Former All Black Dan Carter. Photo / Supplied
Former All Black Dan Carter and Tim Harper talk to Rahul Bhattarai about new digital art business, Glorious.
What does your business do?
Tim: Glorious is a creative studio and marketplace, where the world’s finest
artists can create and sell their digital art online in the form of non-fungible tokens (NFTs). [NFTs are virtual tokens that use blockchain technology to record proof of ownership of unique or scarce items].
We are currently working with artists, musicians, athletes, and copyright holders, including Six60 and Dick Frizzell.
Why did you name your business Glorious?
Tim: When four of us co-founders Scott McLiver, Murray Thom and Dan Carter met on our first zoom call during the 2021 February lockdown. Murray instantaneously named the company Glorious.
What was the motivation for starting it?
Dan: As I approached the final stages of my career, what drove me initially was the understanding of a new commercial opportunity for athletes.
Because professional sport is the space that’s been driving me for the last 18 years it was nice to be back at the start line learning new skills. The more I learned about blockchain technology the more I realised its potential and different ways to create rare but desirable content for our fans to own or even trade if they wish.

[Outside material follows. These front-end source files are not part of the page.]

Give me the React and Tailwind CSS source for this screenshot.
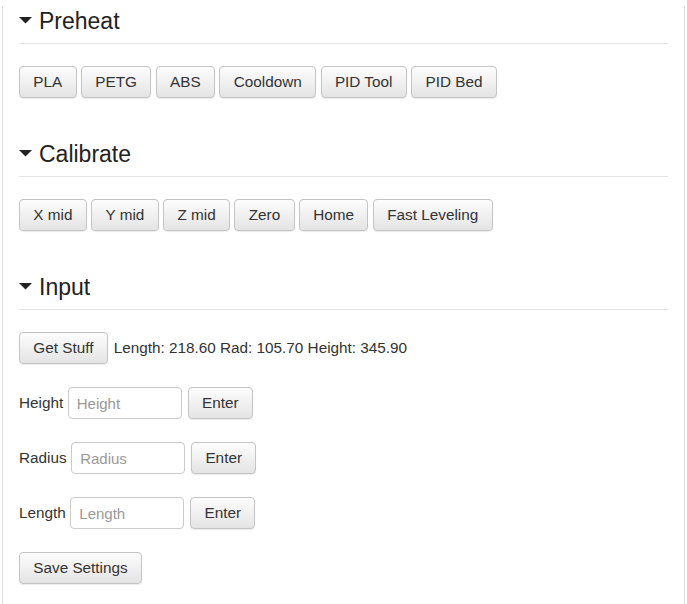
import React from 'react';

const font = { fontFamily: '"Liberation Sans", Arial, sans-serif' };

const Btn = ({ children }) => (
  <button
    type="button"
    className="h-8 px-[13.3px] py-[5px] text-[15.3px] leading-5 text-[#333] border border-[#c4c4c4] rounded-[4px] bg-gradient-to-b from-[#fdfdfd] to-[#e4e4e4] shadow-[0_1px_1px_rgba(0,0,0,0.08)] whitespace-nowrap"
  >
    {children}
  </button>
);

const Heading = ({ title, first }) => (
  <div className={`${first ? 'mt-[6px]' : 'mt-[41px]'} flex items-center gap-[7px] pb-[7px] border-b border-[#e5e5e5]`}>
    <svg width="13" height="7" viewBox="0 0 13 7" className="-mt-[1px]">
      <polygon points="0,0 13,0 6.5,6.5" fill="#222" />
    </svg>
    <h2 className="text-[23px] leading-[30px] text-[#222] font-normal">{title}</h2>
  </div>
);

const InputRow = ({ label }) => (
  <div className="mt-[23px] flex items-center text-[15.3px] text-[#333]">
    <span className="mr-[4.5px]">{label}</span>
    <input
      type="text"
      placeholder={label}
      className="h-8 w-[114px] px-2 border border-[#ccc] rounded-[4px] text-[15px] placeholder:text-[#999] outline-none"
    />
    <div className="ml-[6px]">
      <Btn>Enter</Btn>
    </div>
  </div>
);

export default function App() {
  return (
    <div className="bg-white min-h-[604px]" style={font}>
      <div className="ml-[2px] w-[683px] min-h-[604px] border-x border-[#ddd] px-4 pb-5">
        <Heading title="Preheat" first />
        <div className="mt-[22px] flex gap-[4.5px]">
          {['PLA', 'PETG', 'ABS', 'Cooldown', 'PID Tool', 'PID Bed'].map((b) => (
            <Btn key={b}>{b}</Btn>
          ))}
        </div>

        <Heading title="Calibrate" />
        <div className="mt-[22px] flex gap-[4.5px]">
          {['X mid', 'Y mid', 'Z mid', 'Zero', 'Home', 'Fast Leveling'].map((b) => (
            <Btn key={b}>{b}</Btn>
          ))}
        </div>

        <Heading title="Input" />
        <div className="mt-[22px] flex items-center gap-[6px] text-[15.3px] text-[#333]">
          <Btn>Get Stuff</Btn>
          <span>Length: 218.60 Rad: 105.70 Height: 345.90</span>
        </div>
        <InputRow label="Height" />
        <InputRow label="Radius" />
        <InputRow label="Length" />
        <div className="mt-[23px]">
          <Btn>Save Settings</Btn>
        </div>
      </div>
    </div>
  );
}
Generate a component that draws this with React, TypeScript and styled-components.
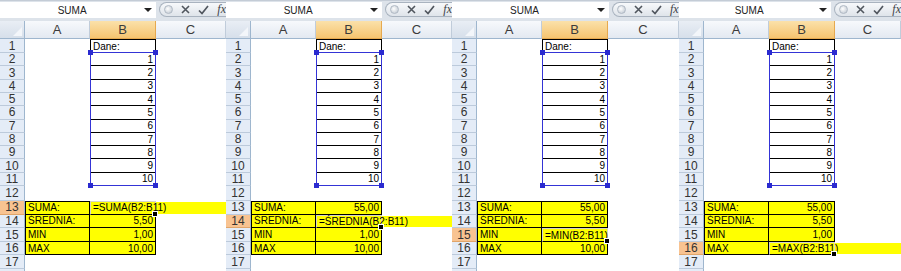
import React from "react";
import styled, { createGlobalStyle, css } from "styled-components";

const GlobalStyle = createGlobalStyle`
  html, body { margin: 0; padding: 0; background: #ffffff; }
  body { font-family: "Liberation Sans", Arial, sans-serif; }
`;

const Strip = styled.div`
  display: flex;
  width: 901px;
  height: 271px;
  overflow: hidden;
`;

const Panel = styled.div<{ $w: number }>`
  flex: 0 0 ${(p) => p.$w}px;
  display: flex;
  flex-direction: column;
  overflow: hidden;
  background: #fff;
`;

const TopBar = styled.div`
  height: 22px;
  box-sizing: border-box;
  display: flex;
  align-items: flex-start;
  padding-top: 1px;
  background: #dde3ea;
  border-top: 1px solid #c4ccd6;
`;

const NameBox = styled.div`
  width: 157px;
  height: 16px;
  background: #fff;
  display: flex;
  align-items: center;
  font-size: 10px;
  color: #222;
`;

const NameText = styled.span`
  flex: 1;
  text-align: center;
`;

const DropArrow = styled.span`
  width: 0;
  height: 0;
  margin-right: 4px;
  border-left: 4px solid transparent;
  border-right: 4px solid transparent;
  border-top: 4px solid #222;
`;

const FxPill = styled.div`
  flex: 1;
  margin-left: 3px;
  height: 15px;
  box-sizing: border-box;
  display: flex;
  align-items: center;
  gap: 8px;
  padding-left: 4px;
  border: 1px solid #a9b3bf;
  border-right: none;
  border-radius: 8px 0 0 8px;
  background: linear-gradient(#f7f9fb, #dfe4ea);
  color: #4a4f56;
`;

const Knob = styled.span`
  width: 7px;
  height: 7px;
  border-radius: 50%;
  background: radial-gradient(circle at 40% 40%, #ffffff, #b9c2cc);
  border: 1px solid #b0b9c4;
`;

const FxGlyph = styled.span`
  font-family: "Liberation Serif", serif;
  font-style: italic;
  font-size: 12px;
  color: #3d4248;
`;

const Sheet = styled.div`
  display: grid;
  grid-template-columns: 25px 65px 66px 1fr;
  grid-template-rows: 18px 14px repeat(10, 13.3px) 15px repeat(6, 13.6px);
  overflow: hidden;
`;

const Corner = styled.div`
  grid-row: 1;
  grid-column: 1;
  background: linear-gradient(#e9eef5, #d6dfea);
  border-right: 1px solid #9eb6ce;
  border-bottom: 1px solid #9eb6ce;
  display: flex;
  align-items: flex-end;
  justify-content: flex-end;
  padding: 0 2px 2px 0;
`;

const CornerTri = styled.span`
  width: 0;
  height: 0;
  border-left: 9px solid transparent;
  border-bottom: 9px solid #f3f6fa;
`;

const ColHead = styled.div<{ $col: number; $on?: boolean }>`
  grid-row: 1;
  grid-column: ${(p) => p.$col};
  display: flex;
  align-items: center;
  justify-content: center;
  font-size: 13px;
  color: #3b3b3b;
  border-right: 1px solid #c0ccda;
  border-bottom: 1px solid #9eb6ce;
  background: linear-gradient(#f7f9fc, #e3e9f1);
  ${(p) =>
    p.$on &&
    css`
      background: linear-gradient(#fbe1aa, #f5c470);
      border-right-color: #e6a94f;
      border-bottom-color: #e6a94f;
    `}
`;

const RowHead = styled.div<{ $row: number; $on?: boolean }>`
  grid-row: ${(p) => p.$row + 1};
  grid-column: 1;
  display: flex;
  align-items: center;
  justify-content: center;
  font-size: 12px;
  line-height: 12px;
  color: #333;
  background: #e4ecf7;
  border-right: 1px solid #9eb6ce;
  border-bottom: 1px solid #bccadb;
  ${(p) =>
    p.$on &&
    css`
      background: #f8c391;
      border-bottom-color: #e0a56a;
    `}
`;

const Cell = styled.div<{
  $row: number;
  $col: number;
  $fill?: string;
  $right?: boolean;
  $top?: boolean;
  $left?: boolean;
  $boxed?: boolean;
}>`
  grid-row: ${(p) => p.$row + 1};
  grid-column: ${(p) => p.$col};
  display: flex;
  align-items: center;
  justify-content: ${(p) => (p.$right ? "flex-end" : "flex-start")};
  padding: 0 2px;
  font-size: 10px;
  line-height: 11px;
  color: #000;
  white-space: nowrap;
  background: ${(p) => p.$fill || "transparent"};
  ${(p) =>
    p.$boxed &&
    css`
      border-right: 1px solid #000;
      border-bottom: 1px solid #000;
    `}
  ${(p) => p.$top && "border-top: 1px solid #000;"}
  ${(p) => p.$left && "border-left: 1px solid #000;"}
`;

const EditCell = styled.div<{ $row: number }>`
  grid-row: ${(p) => p.$row + 1};
  grid-column: 3;
  position: relative;
  z-index: 2;
  display: flex;
  align-items: center;
  padding: 0 2px;
  font-size: 10px;
  line-height: 11px;
  color: #000;
  white-space: nowrap;
  overflow: visible;
  background: #ffff00;
  border: 1px solid #d6d6c8;
  border-bottom-color: #000;
`;

const Spill = styled.div<{ $row: number }>`
  grid-row: ${(p) => p.$row + 1};
  grid-column: 4;
  background: #ffff00;
  margin-top: 1px;
  margin-bottom: 1px;
`;

const FillHandle = styled.span`
  position: absolute;
  right: -3px;
  bottom: -3px;
  width: 4px;
  height: 4px;
  background: #000;
  border: 1px solid #fff;
`;

const Selection = styled.div`
  grid-row: 3 / 13;
  grid-column: 3;
  position: relative;
  z-index: 3;
  margin: -1px 0 0 0;
  border: 1px solid #3434d6;
  pointer-events: none;
`;

const Grip = styled.span<{ $x: "l" | "r"; $y: "t" | "b" }>`
  position: absolute;
  width: 5px;
  height: 5px;
  background: #2a2ad0;
  ${(p) => (p.$x === "l" ? "left: -3px;" : "right: -3px;")}
  ${(p) => (p.$y === "t" ? "top: -3px;" : "bottom: -3px;")}
`;

const XIcon = () => (
  <svg width="9" height="9" viewBox="0 0 9 9">
    <path d="M1 1 L8 8 M8 1 L1 8" stroke="#50565e" strokeWidth="1.6" />
  </svg>
);

const CheckIcon = () => (
  <svg width="11" height="10" viewBox="0 0 11 10">
    <path d="M1 5.5 L4 8.5 L10 1" stroke="#50565e" strokeWidth="1.7" fill="none" />
  </svg>
);

const labels = ["SUMA:", "ŚREDNIA:", "MIN", "MAX"];
const values = ["55,00", "5,50", "1,00", "10,00"];

const panels = [
  { w: 226, edit: 13, formula: "=SUMA(B2:B11)", spill: true },
  { w: 226, edit: 14, formula: "=ŚREDNIA(B2:B11)", spill: true },
  { w: 227, edit: 15, formula: "=MIN(B2:B11)", spill: false },
  { w: 222, edit: 16, formula: "=MAX(B2:B11)", spill: true },
];

type PanelProps = { w: number; edit: number; formula: string; spill: boolean };

const SheetPanel = ({ w, edit, formula, spill }: PanelProps) => {
  const rows = Array.from({ length: 18 }, (_, i) => i + 1);
  return (
    <Panel $w={w}>
      <TopBar>
        <NameBox>
          <NameText>SUMA</NameText>
          <DropArrow />
        </NameBox>
        <FxPill>
          <Knob />
          <XIcon />
          <CheckIcon />
          <FxGlyph>fx</FxGlyph>
        </FxPill>
      </TopBar>
      <Sheet>
        <Corner>
          <CornerTri />
        </Corner>
        <ColHead $col={2}>A</ColHead>
        <ColHead $col={3} $on>
          B
        </ColHead>
        <ColHead $col={4}>C</ColHead>

        {rows.map((r) => (
          <RowHead key={`h${r}`} $row={r} $on={r === edit}>
            {r < 18 ? r : ""}
          </RowHead>
        ))}

        <Cell $row={1} $col={3} $boxed $left $top>
          Dane:
        </Cell>
        {Array.from({ length: 10 }, (_, i) => (
          <Cell key={`n${i}`} $row={i + 2} $col={3} $boxed $left $right>
            {i + 1}
          </Cell>
        ))}

        {labels.map((label, i) => {
          const r = 13 + i;
          return (
            <React.Fragment key={label}>
              <Cell $row={r} $col={2} $fill="#ffff00" $boxed $left $top={i === 0}>
                {label}
              </Cell>
              {r === edit ? (
                <EditCell $row={r}>
                  {formula}
                  <FillHandle />
                </EditCell>
              ) : (
                <Cell $row={r} $col={3} $fill="#ffff00" $boxed $right $top={i === 0}>
                  {values[i]}
                </Cell>
              )}
              {r === edit && spill && <Spill $row={r} />}
            </React.Fragment>
          );
        })}

        <Selection>
          <Grip $x="l" $y="t" />
          <Grip $x="r" $y="t" />
          <Grip $x="l" $y="b" />
          <Grip $x="r" $y="b" />
        </Selection>
      </Sheet>
    </Panel>
  );
};

export default function App() {
  return (
    <>
      <GlobalStyle />
      <Strip>
        {panels.map((p) => (
          <SheetPanel key={p.edit} {...p} />
        ))}
      </Strip>
    </>
  );
}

There have been so many examples in the NFT space recently that have caught my eye – from NBA’s TopShot, Tom Brady’s NFT platform to even the legendary Lionel Messi doing his NFT project last month.
Tim: We were intrigued by this idea that a content creator can now upload something online and prove that they are the original owners of their work using blockchain technology. We also loved that NFTs enabled artists to earn perpetual royalties whenever their work is sold on the secondary marketplace. This is a revenue stream that until now hadn’t been unattainable by artists.
Soon after our first meeting, a digital artist called Beeple sold an NFT of his work for US$69 million ($100m) at Christie’s auction house. And this sale gave us confidence about the market and the potential appetite for people to own original, authenticated digital art.
What kind of experience or background do you have that made you good co-founders for this gig?
Dan: Like any sports team, for any good business, you will also need a culture, vision, and values we live by day to day, that is something I worked on in the early days with the Glorious team. With my experience of being a professional rugby player, having worked with a lot of commercial partners over the years I hope to be able to connect with the right people to join us in this Glorious journey we are on.
Tim: I have a Masters in Science from Otago University and have spent the past decade working as a creative director and producer across music, publishing, and film production. I co-created The Great New Zealand Songbook with Murray Thom and together we created The Great New Zealand Cookbook – including various spin-offs – and more recently, the Offering project where we raised over $500,000 for The Salvation Army. My favorite thing in the world is collaborating with creatives to create beautiful, unique projects that bring joy to both the giver and the receiver.
How big is the team today?
Tim: We are eight of us, including [former Solicitor General] Michael Heron, who is our chairman and a director and we have two technology partners, Sylo and Centrality.
Sylo is a software development house focused on developing communications and FinTech solutions. Centrality is the creators of the Cennznet blockchain, which is a greener, proof of stake blockchain specifically focused on improving the experience of creating and deploying non-fungible assets.
What’s your focus for the remainder of the year?
Tim: Our focus is to educate people about NFTs and digital art. More importantly, we want to create an amazing user experience that facilitates the discovery, purchase, and display of art on digital screens at home.
What are your long-term plans, and where do you see the brand in five years?
Tim: Our long-term plan is to make NFTs mainstream in New Zealand and to be a significant Kiwi tech start-up in the world.
How does your business stand out in comparison to other businesses in the market – what makes it unique?
Tim: What differentiates Glorious from other NFT marketplaces is our singular focus on creating work that is truly enduring and is anchored around artistic quality. We are firmly positioning ourselves at the premium end of the market as we believe it is the “masterpiece” and NFTs that will endure, not the “cash grab” NFTs that are currently flooding the market.
We want to partner with content creators who value brand integrity, stewardship, protection, and legacy as much as we do. We offer an end-to-end solution for both content creators and their customers.
The digital collections created and released through Glorious are designed to be shared and displayed like works of art, whether that be on your smartphone, your home television screen, or a digital frame at the office.
What does the competition look like in this market?
Tim: While we are the first NFT creative studio and marketplace in New Zealand, we expect to see huge growth in this area over the next two years at the local level. Internationally, we are excited to announce over the coming weeks some partnerships that we have lined up which will hopefully see Glorious become a truly, international brand.
Our approach to digital art centers around the creation of enduring work that benefit all parties involved.
What advice do you give to people wanting to start a business?
Dan: It’s important to surround yourself with the right people. People you can trust and have the same drive and desire as you. Most importantly have a growth mindset and be open to learning new things every day.